====== Data block

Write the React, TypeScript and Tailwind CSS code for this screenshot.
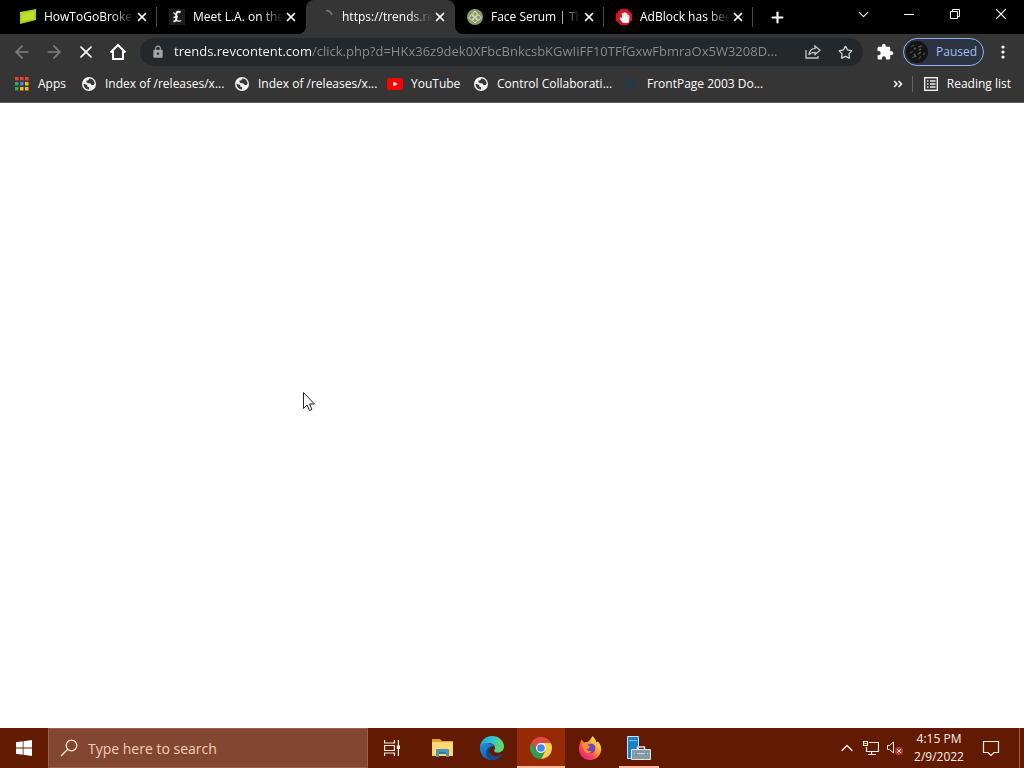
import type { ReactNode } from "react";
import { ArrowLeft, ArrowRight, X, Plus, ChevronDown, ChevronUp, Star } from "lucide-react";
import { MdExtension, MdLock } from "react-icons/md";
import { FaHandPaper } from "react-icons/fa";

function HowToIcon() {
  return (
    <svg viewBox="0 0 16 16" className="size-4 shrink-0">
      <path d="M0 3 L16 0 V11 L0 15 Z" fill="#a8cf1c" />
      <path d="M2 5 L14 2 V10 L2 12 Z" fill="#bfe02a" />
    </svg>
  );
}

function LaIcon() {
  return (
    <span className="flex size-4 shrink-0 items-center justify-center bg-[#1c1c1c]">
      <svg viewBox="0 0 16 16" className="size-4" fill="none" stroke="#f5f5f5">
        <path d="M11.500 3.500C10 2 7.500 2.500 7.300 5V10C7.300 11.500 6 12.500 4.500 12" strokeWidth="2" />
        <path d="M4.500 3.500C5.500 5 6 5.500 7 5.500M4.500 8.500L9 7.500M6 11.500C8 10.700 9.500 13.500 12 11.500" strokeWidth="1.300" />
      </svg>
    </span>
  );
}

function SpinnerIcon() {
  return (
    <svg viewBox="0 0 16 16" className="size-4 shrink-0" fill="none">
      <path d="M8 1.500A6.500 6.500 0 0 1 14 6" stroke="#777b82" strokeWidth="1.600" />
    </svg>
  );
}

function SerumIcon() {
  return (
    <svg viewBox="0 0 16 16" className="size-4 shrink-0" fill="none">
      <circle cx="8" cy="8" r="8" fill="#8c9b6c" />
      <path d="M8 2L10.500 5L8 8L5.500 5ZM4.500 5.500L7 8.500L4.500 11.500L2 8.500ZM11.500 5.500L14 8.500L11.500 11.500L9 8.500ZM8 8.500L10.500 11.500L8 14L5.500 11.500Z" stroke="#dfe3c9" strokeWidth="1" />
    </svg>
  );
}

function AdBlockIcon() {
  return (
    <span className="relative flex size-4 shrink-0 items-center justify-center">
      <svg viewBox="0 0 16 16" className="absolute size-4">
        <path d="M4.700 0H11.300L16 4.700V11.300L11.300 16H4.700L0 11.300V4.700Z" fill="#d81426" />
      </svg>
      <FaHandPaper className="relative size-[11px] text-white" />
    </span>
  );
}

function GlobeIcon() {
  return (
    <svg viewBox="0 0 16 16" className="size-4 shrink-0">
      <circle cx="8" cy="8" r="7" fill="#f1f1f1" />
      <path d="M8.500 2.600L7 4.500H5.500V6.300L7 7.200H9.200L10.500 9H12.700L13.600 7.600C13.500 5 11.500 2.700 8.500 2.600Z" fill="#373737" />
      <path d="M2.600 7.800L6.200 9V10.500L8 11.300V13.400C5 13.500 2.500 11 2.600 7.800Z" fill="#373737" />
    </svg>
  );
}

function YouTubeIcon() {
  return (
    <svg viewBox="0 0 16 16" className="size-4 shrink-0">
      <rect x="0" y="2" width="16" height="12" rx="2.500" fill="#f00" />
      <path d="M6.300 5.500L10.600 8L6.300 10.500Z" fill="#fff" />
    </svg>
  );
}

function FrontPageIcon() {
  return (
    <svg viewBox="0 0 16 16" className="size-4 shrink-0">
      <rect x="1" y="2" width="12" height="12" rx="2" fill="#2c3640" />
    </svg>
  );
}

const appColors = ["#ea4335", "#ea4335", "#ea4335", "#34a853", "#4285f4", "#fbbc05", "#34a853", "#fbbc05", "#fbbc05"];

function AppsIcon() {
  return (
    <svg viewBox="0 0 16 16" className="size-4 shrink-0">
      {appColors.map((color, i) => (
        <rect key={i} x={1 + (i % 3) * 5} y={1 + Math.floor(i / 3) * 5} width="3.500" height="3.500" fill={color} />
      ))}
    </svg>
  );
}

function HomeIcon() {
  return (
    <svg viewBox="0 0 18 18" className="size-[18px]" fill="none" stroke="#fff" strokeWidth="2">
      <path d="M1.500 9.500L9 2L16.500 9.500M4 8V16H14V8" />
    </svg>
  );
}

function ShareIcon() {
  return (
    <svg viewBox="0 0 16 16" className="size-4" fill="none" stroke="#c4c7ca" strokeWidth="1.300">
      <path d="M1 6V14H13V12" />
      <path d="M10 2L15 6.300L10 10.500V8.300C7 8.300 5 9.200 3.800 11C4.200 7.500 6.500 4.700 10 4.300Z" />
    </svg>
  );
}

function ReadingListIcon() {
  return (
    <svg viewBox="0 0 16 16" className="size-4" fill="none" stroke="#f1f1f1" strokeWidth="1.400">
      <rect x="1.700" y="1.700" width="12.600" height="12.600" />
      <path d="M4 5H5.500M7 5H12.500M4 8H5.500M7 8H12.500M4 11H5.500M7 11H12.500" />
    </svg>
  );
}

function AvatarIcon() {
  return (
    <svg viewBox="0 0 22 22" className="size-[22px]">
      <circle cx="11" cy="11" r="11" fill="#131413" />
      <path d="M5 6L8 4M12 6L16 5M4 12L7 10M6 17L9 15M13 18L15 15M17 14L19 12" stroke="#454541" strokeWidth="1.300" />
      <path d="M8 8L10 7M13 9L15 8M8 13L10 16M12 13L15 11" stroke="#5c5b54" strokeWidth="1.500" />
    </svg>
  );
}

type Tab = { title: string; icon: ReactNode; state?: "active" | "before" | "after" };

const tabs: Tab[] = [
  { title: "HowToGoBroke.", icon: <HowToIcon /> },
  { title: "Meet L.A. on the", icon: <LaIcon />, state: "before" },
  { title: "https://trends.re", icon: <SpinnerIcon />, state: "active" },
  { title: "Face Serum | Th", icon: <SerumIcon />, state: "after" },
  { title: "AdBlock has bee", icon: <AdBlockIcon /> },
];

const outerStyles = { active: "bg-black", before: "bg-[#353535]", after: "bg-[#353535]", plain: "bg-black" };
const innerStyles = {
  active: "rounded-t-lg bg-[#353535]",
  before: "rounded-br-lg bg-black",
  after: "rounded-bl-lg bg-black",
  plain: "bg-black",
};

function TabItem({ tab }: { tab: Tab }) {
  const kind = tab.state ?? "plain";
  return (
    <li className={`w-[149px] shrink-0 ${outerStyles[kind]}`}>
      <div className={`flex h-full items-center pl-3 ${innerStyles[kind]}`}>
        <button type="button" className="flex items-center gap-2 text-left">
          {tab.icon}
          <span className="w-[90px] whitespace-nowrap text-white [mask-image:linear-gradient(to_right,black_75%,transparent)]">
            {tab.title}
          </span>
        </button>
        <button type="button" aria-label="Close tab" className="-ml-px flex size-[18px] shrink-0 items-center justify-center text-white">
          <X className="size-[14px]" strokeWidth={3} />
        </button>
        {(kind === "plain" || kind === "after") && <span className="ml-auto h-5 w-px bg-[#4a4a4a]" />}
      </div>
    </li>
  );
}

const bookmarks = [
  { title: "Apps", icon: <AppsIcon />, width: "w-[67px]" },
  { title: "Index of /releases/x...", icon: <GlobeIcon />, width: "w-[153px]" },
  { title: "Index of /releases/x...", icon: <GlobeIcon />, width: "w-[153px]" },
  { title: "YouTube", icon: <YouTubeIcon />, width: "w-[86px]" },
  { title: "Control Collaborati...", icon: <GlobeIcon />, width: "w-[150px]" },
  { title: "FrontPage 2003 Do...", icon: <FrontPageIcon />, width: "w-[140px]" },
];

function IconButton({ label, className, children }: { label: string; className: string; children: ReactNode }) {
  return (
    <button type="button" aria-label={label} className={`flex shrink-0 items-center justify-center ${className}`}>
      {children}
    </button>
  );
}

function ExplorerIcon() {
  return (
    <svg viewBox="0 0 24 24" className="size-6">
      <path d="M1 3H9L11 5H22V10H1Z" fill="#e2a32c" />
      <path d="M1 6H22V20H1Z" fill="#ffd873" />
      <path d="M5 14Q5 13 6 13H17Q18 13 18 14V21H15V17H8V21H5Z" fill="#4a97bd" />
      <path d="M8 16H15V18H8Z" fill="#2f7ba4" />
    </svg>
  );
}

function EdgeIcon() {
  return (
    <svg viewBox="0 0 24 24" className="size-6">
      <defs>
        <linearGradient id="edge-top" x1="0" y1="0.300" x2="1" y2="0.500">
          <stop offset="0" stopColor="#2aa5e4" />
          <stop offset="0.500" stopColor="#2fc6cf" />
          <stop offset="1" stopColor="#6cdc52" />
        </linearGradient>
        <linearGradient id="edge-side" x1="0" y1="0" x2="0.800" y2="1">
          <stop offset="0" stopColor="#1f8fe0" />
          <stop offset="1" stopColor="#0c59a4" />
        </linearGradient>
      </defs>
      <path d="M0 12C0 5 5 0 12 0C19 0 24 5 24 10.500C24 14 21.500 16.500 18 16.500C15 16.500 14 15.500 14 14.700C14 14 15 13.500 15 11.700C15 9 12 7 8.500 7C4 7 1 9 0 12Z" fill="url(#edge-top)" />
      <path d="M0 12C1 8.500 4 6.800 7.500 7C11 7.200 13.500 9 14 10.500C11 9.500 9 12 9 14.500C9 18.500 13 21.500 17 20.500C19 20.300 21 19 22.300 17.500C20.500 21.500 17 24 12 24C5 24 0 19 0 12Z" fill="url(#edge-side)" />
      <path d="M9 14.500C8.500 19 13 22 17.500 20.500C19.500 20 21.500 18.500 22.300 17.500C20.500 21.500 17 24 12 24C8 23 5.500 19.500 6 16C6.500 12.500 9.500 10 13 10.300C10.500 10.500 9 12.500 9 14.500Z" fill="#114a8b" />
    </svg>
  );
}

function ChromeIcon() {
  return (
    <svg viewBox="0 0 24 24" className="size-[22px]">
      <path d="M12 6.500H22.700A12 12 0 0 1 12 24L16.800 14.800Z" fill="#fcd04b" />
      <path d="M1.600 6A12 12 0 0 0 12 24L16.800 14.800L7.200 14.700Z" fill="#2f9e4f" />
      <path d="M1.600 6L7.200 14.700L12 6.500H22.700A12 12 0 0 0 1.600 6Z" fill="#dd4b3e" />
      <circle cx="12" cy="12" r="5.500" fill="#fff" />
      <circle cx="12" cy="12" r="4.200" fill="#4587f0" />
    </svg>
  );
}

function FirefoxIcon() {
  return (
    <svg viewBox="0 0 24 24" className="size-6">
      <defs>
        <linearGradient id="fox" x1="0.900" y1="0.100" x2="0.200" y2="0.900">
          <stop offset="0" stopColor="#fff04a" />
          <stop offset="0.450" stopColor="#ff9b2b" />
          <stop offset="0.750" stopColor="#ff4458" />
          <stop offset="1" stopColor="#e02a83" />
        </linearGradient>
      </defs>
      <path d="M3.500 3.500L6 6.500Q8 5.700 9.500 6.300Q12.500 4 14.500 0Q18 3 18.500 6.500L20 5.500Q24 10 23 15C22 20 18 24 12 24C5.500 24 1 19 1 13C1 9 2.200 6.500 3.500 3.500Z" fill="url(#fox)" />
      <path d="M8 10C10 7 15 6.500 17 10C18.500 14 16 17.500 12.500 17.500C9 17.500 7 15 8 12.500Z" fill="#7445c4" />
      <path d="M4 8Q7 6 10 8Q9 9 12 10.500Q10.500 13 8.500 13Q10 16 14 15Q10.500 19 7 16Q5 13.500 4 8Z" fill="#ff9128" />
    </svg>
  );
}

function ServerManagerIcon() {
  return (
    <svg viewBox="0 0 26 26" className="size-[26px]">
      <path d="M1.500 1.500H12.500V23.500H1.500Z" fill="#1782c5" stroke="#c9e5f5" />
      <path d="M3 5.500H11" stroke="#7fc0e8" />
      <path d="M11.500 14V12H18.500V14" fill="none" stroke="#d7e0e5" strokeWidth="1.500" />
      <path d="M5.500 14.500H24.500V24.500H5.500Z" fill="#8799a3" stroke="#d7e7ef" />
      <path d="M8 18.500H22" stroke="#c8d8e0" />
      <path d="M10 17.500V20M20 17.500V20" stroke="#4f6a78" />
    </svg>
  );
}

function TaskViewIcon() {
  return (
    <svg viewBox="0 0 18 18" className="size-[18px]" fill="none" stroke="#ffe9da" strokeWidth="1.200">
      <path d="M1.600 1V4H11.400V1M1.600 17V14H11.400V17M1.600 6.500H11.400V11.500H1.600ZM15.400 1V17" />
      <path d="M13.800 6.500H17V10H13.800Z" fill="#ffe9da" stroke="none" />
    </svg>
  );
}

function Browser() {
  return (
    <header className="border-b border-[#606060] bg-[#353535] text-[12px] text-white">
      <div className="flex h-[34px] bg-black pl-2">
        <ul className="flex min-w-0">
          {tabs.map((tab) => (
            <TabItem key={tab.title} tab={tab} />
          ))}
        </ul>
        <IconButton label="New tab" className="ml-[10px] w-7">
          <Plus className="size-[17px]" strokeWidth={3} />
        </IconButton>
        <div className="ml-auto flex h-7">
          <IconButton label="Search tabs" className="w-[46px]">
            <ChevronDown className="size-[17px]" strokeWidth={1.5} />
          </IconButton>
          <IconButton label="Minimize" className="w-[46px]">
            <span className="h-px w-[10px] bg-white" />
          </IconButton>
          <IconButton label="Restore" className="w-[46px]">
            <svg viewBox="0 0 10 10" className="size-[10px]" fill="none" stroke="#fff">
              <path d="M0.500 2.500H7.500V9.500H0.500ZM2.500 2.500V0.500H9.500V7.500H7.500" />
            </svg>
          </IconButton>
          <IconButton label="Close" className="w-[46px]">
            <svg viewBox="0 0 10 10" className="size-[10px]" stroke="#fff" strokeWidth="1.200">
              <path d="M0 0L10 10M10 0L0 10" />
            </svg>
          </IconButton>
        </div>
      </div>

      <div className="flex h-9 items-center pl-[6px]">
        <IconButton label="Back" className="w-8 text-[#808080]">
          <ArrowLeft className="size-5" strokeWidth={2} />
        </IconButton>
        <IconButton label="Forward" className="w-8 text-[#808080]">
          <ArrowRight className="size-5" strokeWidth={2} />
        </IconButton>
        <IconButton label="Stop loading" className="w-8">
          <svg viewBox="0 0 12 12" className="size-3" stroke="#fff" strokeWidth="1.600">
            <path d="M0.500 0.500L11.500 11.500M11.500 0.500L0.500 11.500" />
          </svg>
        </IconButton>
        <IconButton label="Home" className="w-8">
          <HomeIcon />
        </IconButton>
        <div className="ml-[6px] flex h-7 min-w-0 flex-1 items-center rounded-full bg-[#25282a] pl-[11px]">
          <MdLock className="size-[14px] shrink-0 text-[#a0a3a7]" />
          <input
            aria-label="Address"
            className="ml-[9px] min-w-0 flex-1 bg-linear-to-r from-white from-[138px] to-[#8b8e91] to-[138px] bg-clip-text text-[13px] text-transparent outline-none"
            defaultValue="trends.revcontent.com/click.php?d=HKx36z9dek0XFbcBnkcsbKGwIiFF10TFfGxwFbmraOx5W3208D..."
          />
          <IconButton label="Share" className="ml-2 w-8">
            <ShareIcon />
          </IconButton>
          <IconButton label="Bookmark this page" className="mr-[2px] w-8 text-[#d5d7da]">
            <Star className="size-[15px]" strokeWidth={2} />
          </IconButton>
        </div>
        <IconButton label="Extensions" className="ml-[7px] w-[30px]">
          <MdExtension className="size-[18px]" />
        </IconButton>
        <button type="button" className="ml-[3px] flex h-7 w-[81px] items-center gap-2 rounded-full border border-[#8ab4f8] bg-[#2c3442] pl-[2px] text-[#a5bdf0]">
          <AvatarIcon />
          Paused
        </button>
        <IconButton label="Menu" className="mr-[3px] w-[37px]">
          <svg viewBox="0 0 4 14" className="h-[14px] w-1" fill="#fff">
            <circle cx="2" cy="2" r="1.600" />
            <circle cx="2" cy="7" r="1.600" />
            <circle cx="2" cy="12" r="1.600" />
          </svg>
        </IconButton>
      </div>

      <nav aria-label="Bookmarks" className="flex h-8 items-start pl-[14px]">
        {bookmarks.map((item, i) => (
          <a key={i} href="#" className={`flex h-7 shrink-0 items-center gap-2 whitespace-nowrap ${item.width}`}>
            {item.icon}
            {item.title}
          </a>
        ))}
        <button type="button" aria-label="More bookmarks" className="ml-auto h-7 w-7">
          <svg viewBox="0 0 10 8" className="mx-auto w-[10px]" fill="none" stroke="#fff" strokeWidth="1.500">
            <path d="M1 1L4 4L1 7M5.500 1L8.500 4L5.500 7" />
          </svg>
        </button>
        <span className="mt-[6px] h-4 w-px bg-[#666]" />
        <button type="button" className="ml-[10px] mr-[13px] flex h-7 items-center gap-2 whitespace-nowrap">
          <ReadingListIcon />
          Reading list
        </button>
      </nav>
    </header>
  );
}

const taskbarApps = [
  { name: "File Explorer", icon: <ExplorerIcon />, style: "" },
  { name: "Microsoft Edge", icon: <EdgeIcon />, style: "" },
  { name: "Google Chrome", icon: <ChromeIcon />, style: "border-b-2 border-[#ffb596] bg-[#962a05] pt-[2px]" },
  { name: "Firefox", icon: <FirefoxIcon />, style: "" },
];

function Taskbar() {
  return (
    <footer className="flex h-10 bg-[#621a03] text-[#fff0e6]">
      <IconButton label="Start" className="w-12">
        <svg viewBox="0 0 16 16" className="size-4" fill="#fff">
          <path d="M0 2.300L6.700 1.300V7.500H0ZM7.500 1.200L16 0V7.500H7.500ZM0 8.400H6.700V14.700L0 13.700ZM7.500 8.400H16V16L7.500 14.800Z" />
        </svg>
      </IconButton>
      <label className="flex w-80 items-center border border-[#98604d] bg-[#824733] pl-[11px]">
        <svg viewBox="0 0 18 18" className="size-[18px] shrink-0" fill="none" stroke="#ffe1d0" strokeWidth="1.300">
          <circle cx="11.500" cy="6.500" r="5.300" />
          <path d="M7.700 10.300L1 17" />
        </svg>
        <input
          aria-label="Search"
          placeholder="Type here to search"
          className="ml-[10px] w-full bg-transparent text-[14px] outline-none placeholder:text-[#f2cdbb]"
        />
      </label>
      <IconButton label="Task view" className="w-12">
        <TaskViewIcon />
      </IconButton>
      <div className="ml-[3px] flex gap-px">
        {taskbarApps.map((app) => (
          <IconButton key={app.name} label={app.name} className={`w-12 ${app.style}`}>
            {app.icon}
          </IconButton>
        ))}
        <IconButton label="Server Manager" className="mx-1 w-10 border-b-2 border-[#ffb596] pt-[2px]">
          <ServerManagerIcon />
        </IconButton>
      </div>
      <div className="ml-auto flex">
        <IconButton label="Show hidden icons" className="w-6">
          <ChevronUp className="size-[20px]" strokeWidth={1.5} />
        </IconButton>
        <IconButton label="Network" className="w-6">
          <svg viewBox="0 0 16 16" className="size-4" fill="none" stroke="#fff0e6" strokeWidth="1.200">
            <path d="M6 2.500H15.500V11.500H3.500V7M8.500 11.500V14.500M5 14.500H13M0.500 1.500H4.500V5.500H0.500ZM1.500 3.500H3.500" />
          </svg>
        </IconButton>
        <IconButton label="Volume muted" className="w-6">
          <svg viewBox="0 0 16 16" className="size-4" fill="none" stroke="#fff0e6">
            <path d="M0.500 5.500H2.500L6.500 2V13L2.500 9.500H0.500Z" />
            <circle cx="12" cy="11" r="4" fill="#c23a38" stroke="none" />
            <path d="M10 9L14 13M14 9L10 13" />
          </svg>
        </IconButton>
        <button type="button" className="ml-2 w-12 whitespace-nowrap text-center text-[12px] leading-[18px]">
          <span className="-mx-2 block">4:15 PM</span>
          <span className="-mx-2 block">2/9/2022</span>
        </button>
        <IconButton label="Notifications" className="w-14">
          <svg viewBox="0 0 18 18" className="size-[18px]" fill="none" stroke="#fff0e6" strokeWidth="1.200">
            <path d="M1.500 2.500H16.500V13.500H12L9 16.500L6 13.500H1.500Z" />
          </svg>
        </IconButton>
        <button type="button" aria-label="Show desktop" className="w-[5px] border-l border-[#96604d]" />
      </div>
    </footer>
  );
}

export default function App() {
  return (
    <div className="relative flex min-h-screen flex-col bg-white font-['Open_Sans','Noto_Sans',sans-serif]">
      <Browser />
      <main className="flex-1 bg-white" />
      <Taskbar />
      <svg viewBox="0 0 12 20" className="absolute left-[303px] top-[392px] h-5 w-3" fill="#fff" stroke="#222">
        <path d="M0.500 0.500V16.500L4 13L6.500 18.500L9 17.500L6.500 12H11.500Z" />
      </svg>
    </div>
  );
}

============

Task description: Collect the lines that hold "this".

Answer for the task:
Write the React, TypeScript and Tailwind CSS code for this screenshot.
          <IconButton label="Bookmark this page" className="mr-[2px] w-8 text-[#d5d7da]">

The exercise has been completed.